EXERCISE INSTRUCTIONS = Using the data below, tally the lines that include the string "React". Only the number is wanted.
**********
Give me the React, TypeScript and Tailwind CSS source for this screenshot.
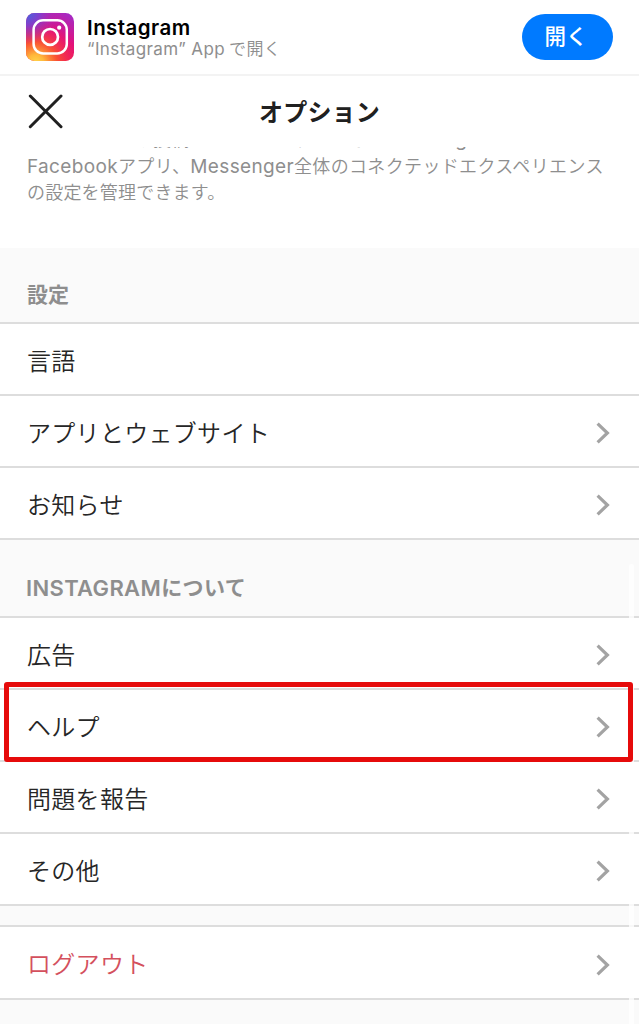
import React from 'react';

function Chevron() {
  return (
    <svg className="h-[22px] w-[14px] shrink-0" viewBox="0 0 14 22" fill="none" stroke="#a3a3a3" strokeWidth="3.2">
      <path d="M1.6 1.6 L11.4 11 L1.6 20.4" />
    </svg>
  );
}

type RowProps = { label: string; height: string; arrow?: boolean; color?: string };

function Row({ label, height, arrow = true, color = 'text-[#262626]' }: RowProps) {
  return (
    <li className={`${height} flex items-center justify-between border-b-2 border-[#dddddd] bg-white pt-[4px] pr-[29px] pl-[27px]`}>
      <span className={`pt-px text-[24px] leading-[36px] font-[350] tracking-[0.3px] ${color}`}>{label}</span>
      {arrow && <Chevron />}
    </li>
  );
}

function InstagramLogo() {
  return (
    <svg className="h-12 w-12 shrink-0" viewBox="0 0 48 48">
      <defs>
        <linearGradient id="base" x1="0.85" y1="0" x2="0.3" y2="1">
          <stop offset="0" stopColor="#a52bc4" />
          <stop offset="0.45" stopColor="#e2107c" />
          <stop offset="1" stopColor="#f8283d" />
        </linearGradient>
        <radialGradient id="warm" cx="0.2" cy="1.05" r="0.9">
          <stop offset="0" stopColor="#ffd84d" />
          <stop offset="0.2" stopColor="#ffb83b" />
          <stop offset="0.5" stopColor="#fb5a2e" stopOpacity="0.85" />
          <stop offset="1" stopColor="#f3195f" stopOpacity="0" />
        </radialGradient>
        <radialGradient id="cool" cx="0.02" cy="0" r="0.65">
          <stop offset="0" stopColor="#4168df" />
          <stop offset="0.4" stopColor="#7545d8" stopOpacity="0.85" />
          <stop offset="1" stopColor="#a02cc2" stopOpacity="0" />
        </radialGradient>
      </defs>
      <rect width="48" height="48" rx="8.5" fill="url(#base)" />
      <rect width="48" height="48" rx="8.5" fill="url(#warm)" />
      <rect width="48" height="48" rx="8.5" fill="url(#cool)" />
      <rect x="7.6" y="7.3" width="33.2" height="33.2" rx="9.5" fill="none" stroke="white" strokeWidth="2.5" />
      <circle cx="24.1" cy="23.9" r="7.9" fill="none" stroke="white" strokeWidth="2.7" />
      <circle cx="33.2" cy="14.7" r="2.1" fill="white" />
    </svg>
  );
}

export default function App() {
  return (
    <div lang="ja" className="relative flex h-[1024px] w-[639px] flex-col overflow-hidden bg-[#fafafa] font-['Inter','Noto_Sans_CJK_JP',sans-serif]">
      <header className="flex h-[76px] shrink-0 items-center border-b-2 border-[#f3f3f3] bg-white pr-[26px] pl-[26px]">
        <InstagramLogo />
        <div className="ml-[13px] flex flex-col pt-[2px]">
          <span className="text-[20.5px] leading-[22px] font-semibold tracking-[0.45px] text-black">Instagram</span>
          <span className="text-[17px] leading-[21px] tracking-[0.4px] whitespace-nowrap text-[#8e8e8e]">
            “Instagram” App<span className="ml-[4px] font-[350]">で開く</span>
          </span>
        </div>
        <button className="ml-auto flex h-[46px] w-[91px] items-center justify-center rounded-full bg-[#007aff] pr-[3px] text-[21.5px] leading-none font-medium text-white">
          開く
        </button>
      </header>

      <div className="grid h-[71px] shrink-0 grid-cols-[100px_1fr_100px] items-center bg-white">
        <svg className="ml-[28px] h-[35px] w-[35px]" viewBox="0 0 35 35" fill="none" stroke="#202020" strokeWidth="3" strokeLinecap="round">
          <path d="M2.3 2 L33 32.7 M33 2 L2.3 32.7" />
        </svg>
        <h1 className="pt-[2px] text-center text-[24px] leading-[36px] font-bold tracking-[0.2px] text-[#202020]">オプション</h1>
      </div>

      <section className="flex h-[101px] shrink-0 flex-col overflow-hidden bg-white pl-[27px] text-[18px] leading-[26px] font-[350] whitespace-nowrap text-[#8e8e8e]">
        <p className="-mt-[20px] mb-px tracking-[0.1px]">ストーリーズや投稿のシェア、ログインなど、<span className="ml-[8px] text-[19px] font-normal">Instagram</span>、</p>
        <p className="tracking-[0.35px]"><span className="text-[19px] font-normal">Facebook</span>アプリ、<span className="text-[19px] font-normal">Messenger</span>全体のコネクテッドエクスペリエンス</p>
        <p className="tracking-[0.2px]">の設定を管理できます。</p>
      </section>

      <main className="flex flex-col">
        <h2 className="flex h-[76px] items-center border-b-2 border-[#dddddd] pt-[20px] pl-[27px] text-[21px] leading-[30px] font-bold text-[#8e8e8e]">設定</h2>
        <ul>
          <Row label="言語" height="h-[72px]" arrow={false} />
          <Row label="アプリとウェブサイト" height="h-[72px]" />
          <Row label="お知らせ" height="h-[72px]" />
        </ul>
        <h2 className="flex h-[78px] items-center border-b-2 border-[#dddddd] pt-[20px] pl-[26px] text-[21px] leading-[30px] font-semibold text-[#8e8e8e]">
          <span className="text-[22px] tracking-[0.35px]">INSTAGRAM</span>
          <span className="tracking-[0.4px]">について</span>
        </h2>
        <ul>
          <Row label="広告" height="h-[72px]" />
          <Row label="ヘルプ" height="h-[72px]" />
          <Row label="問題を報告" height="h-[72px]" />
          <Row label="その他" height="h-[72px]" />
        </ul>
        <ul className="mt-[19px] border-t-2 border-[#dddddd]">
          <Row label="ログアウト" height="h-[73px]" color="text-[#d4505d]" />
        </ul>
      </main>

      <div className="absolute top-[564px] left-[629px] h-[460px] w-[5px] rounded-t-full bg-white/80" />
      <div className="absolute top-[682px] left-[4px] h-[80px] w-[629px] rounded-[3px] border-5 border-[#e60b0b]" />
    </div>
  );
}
**********
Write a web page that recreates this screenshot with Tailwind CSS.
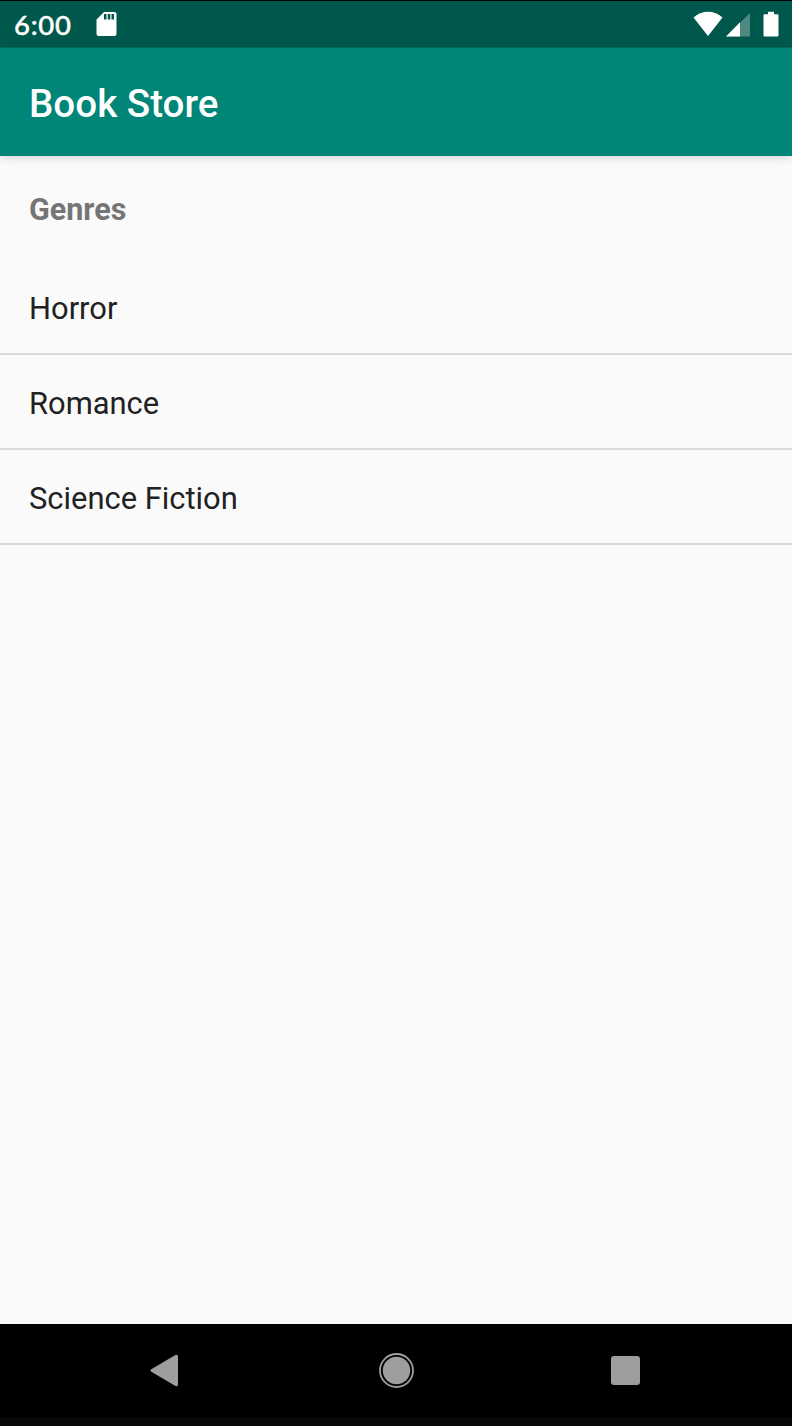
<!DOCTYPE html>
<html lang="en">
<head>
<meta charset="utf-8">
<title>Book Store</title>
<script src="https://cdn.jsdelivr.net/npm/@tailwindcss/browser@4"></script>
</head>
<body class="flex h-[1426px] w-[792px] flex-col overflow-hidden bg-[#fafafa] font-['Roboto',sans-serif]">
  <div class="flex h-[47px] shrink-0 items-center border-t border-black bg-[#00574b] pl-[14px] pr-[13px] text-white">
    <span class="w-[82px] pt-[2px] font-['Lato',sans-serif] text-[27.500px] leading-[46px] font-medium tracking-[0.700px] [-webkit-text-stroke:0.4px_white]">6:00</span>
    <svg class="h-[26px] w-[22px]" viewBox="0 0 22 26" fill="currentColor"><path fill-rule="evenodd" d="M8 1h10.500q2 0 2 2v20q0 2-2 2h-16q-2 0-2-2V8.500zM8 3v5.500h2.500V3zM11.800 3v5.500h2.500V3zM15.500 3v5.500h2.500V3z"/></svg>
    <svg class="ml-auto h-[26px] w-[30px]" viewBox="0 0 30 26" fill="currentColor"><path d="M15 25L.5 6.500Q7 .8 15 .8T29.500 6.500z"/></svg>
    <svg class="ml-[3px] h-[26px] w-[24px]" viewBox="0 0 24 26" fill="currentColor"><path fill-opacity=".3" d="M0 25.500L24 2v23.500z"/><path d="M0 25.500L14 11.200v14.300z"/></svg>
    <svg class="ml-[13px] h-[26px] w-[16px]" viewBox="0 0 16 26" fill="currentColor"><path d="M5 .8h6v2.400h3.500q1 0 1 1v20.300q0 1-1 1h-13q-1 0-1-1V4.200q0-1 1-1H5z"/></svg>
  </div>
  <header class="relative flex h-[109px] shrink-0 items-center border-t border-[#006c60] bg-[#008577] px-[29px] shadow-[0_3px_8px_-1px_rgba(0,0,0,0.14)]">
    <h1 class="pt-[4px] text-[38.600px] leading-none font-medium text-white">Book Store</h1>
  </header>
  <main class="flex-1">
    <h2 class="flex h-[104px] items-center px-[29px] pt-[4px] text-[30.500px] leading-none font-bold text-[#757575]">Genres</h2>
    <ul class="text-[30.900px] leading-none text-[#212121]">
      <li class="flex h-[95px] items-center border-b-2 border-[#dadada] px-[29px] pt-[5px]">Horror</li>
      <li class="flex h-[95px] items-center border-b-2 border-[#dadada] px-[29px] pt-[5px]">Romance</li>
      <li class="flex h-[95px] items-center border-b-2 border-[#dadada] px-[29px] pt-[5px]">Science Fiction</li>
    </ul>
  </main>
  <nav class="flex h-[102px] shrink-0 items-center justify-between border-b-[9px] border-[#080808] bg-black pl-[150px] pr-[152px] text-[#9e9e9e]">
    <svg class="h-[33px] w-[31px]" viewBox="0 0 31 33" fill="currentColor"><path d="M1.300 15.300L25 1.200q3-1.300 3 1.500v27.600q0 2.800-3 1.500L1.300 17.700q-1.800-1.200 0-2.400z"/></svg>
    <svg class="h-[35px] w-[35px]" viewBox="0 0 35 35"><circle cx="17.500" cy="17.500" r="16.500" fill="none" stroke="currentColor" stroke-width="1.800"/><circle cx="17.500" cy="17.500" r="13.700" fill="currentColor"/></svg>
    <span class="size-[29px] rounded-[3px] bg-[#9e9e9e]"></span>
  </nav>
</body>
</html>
**********
REPLY = 2